Drive-By Truckers: The Fine Print (A Collection Of Oddities And Rarities 2003-2008)

Unlike most bands’ vault-clearing collections, Drive-By Truckers’ The Fine Print contains rarities that are truly rare: They’ve never been released in any form before, outside of live bootlegs. In addition to a handful of self-defining covers—Tom Petty’s “Rebels,” Warren Zevon’s “Play It All Night Long,” Bob Dylan’s “Like A Rolling Stone,” and Tom T. Hall’s “Mama Bake A Pie”—Drive-By Truckers have patched up some unfinished and/or abandoned songs from the past half-decade.

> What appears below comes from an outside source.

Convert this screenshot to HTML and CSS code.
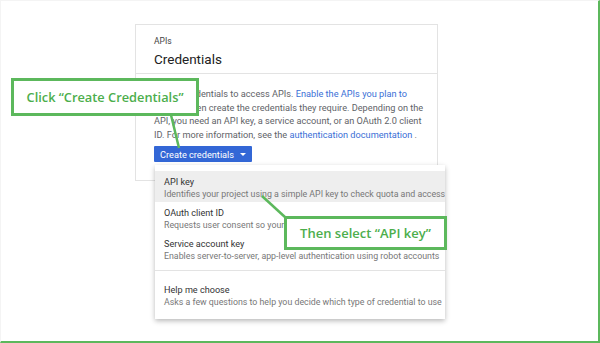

But this isn’t also-ran material: The Fine Print opens with Patterson Hood’s roaring, cautionary “George Jones Talkin’ Cell Phone Blues,” and features two excellent songs about the larger meaning of dams—a socio-political take by Mike Cooley and a more personal one by Jason Isbell—as well as a wonderfully mournful Hood dissection of “The Great Car Dealer War.” The Fine Print runs just under an hour and is drawn from the outtakes of four different albums, yet it’s as cohesive and entertaining an album as Drive-By Truckers have ever released. It’s more off-the-cuff and less oppressively dark than the band’s other records, but the heartbeat is the same, pumping out loud, twangy rock songs about unsavory characters and their not-quite-attainable dreams.